* start Given records *

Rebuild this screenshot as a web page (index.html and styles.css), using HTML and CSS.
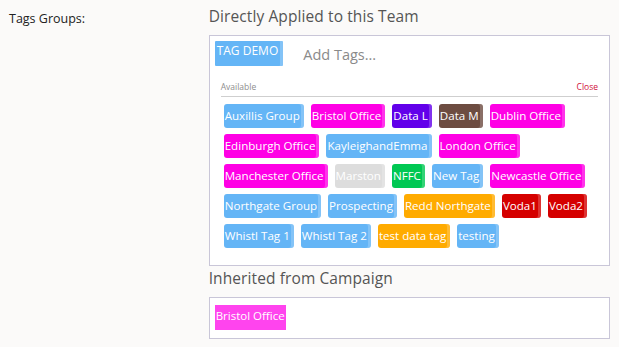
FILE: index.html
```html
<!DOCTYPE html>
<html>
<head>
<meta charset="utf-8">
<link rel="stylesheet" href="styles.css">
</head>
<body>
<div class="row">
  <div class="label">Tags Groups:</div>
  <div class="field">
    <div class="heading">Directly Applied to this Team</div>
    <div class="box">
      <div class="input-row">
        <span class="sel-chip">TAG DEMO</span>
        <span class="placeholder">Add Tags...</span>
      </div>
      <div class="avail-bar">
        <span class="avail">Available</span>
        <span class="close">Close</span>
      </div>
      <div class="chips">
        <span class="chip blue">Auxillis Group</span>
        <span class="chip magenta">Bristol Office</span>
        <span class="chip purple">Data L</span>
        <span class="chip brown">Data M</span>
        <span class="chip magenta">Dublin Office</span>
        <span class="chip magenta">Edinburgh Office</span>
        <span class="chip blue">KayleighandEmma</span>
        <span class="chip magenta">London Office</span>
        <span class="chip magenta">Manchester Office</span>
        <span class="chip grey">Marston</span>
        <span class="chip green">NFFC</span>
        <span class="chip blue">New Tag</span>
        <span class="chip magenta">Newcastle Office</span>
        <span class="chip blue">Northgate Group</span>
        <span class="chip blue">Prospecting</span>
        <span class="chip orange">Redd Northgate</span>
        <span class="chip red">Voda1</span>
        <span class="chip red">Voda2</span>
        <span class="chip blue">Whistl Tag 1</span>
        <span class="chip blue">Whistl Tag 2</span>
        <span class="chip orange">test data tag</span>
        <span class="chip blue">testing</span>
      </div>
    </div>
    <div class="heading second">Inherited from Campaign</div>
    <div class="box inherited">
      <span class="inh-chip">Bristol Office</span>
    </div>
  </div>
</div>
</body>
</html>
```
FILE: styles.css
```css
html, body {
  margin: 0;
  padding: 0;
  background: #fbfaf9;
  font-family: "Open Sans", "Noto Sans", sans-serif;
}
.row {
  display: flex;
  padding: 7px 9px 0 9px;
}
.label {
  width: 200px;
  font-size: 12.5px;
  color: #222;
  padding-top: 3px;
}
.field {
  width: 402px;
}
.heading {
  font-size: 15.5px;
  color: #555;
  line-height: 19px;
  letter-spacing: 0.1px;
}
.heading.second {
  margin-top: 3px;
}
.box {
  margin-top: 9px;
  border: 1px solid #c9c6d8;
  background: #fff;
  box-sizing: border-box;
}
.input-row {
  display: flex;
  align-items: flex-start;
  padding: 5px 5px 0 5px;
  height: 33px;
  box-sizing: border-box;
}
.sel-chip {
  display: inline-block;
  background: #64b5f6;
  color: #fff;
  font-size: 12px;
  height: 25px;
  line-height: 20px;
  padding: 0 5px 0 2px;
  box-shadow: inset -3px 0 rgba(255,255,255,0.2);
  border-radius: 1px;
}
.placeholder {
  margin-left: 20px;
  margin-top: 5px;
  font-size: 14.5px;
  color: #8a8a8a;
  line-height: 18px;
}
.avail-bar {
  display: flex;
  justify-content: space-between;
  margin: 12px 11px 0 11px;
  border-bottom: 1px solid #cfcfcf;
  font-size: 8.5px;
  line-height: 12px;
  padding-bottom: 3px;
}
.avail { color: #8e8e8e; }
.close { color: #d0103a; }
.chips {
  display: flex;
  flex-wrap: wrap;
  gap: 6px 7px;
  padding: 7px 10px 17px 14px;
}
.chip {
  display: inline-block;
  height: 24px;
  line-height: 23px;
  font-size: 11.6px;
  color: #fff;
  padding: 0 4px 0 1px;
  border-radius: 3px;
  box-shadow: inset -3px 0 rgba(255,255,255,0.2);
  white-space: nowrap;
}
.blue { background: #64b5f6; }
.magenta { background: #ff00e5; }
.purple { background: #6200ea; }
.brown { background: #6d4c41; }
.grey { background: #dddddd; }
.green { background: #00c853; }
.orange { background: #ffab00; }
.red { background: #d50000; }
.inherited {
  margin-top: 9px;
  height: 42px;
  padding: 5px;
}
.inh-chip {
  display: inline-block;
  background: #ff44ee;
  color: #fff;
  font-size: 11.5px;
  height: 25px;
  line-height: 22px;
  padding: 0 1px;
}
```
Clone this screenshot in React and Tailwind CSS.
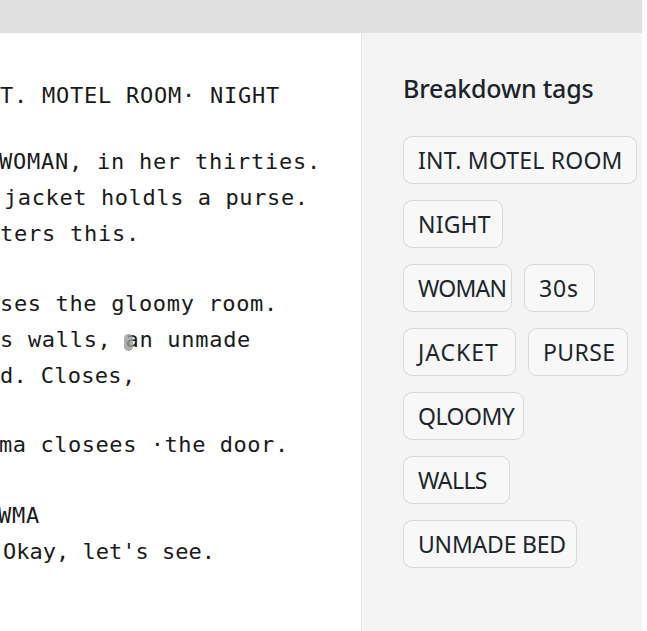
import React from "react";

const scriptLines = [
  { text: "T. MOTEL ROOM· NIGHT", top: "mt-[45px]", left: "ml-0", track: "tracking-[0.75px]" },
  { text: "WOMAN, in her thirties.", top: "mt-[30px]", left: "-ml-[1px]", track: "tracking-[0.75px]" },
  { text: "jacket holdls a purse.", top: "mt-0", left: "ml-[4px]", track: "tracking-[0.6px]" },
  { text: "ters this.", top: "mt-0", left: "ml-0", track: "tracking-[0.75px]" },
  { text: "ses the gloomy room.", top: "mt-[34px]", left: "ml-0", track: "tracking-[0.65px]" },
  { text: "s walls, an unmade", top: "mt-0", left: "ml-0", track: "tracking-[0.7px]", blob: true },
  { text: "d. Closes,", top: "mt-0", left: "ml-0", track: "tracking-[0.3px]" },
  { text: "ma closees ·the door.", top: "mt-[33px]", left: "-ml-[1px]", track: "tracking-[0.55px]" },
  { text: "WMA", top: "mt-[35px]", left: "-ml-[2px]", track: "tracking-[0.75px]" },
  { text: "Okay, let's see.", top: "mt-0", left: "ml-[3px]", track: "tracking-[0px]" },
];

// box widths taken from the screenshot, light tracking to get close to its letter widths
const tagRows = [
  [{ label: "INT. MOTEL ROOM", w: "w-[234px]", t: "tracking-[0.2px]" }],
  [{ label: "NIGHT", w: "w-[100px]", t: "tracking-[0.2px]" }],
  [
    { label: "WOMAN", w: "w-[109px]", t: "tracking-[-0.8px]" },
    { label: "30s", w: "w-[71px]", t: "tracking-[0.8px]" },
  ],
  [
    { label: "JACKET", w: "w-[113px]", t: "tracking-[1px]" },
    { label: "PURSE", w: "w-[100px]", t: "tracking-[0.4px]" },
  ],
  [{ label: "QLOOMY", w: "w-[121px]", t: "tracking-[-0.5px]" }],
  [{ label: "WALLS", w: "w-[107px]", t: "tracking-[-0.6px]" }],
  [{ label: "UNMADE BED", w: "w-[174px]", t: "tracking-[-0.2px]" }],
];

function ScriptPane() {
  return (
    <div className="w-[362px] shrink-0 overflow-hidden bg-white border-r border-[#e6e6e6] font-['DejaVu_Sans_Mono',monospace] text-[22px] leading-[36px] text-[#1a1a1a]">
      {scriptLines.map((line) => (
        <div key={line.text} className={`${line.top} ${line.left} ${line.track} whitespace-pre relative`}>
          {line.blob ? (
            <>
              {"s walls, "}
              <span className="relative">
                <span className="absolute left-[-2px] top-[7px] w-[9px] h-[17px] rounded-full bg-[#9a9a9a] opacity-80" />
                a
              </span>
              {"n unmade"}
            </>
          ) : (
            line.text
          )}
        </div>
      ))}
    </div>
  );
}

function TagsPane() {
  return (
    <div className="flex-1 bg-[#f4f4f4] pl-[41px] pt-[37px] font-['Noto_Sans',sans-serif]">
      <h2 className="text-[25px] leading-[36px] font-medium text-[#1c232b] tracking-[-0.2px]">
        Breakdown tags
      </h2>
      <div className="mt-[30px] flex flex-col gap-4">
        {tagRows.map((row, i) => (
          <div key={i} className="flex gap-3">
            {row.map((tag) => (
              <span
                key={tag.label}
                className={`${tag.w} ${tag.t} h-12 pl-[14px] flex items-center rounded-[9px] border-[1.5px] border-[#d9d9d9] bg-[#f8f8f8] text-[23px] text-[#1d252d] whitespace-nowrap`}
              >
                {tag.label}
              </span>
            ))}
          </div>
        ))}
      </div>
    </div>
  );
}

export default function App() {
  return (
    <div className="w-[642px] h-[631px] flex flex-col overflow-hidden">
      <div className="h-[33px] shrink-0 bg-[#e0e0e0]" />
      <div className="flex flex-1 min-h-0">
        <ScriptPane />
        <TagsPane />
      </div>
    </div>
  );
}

* end Given records *

#### [Exercise task]
Reproduce the data above exactly, but only from the line containing "Clone this screenshot" through the line containing "import React from"; skip the pictures.

#### [Solution to this exercise]
Clone this screenshot in React and Tailwind CSS.
import React from "react";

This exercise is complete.